In the 1980s, Samsung Electronics Co. Ltd. was barely on the radar screen in the semiconductor industry. At that time, the South Korean company was considered a bit of a laughing stock in ICs.
No one is laughing now. Today, Samsung is the world's second largest semiconductor company, behind Intel Corp. And the Korean powerhouse does not appear to be resting on its laurels.
Chang-Gyu Hwang, president and chief executive of Samsung's Semiconductor Business, recently raised eyebrows, when he announced that the company would invest $24 billion in the IC sector by 2010.
Hwang, in fact, is fast becoming one of the "movers and shakers" in the IC industry. From 1985 to 1989, he was a research associate in the Integrated Circuit Laboratory at Stanford University. Then, in 1989, he joined Samsung's semiconductor unit as director of device technology development.
With Hwang at the helm, Samsung has evolved from a commodity supplier of DRAMs for PCs, to a broad-based memory solutions provider for computer, mobile and other applications, company insiders say.
Today, Samsung is the world's largest supplier of DRAMs, flash memories, and SRAMs. It is also looking to make waves in the logic, silicon foundry and other non-memory markets.
Paul Leming, an analyst with Princeton Tech Research, is impressed. "Samsung is on a roll," Leming says. "They have been the fastest growing semiconductor company by a wide margin over the last five-to-six years."
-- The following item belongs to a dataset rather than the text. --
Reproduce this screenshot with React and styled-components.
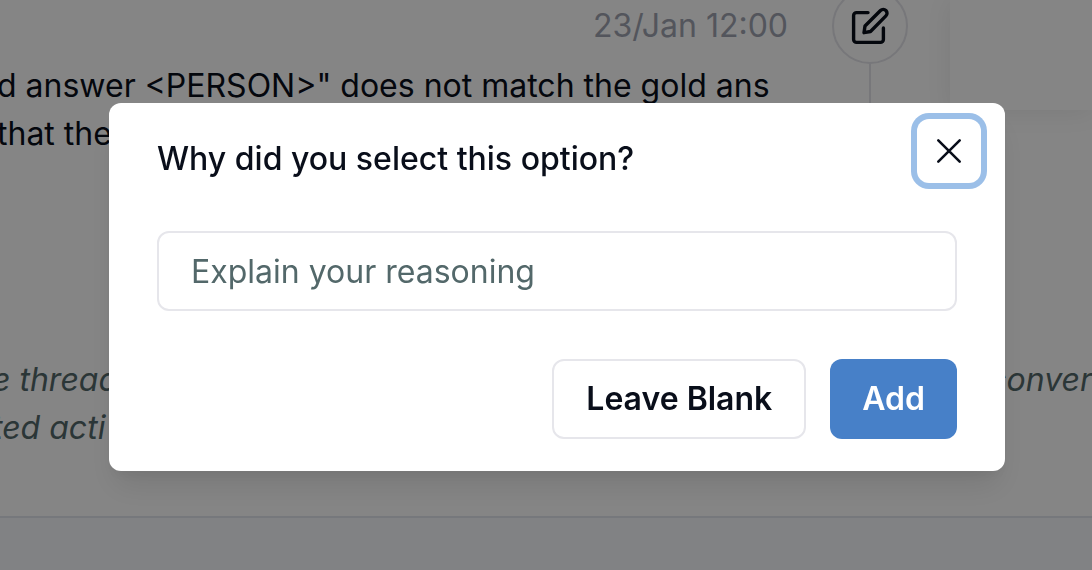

This is not to say that Samsung is isolated from the IC cycles. And like all chip makers, it faces some challenges, including falling memory prices and losses at its LCD unit, analysts say.
Still, the company has dropped hints that it is on a collision course with Intel in various chip markets. In doing so, Samsung appears to be chanting the famous saying by baseball legend Satchel Paige: "Don't look back. Something might be gaining on you."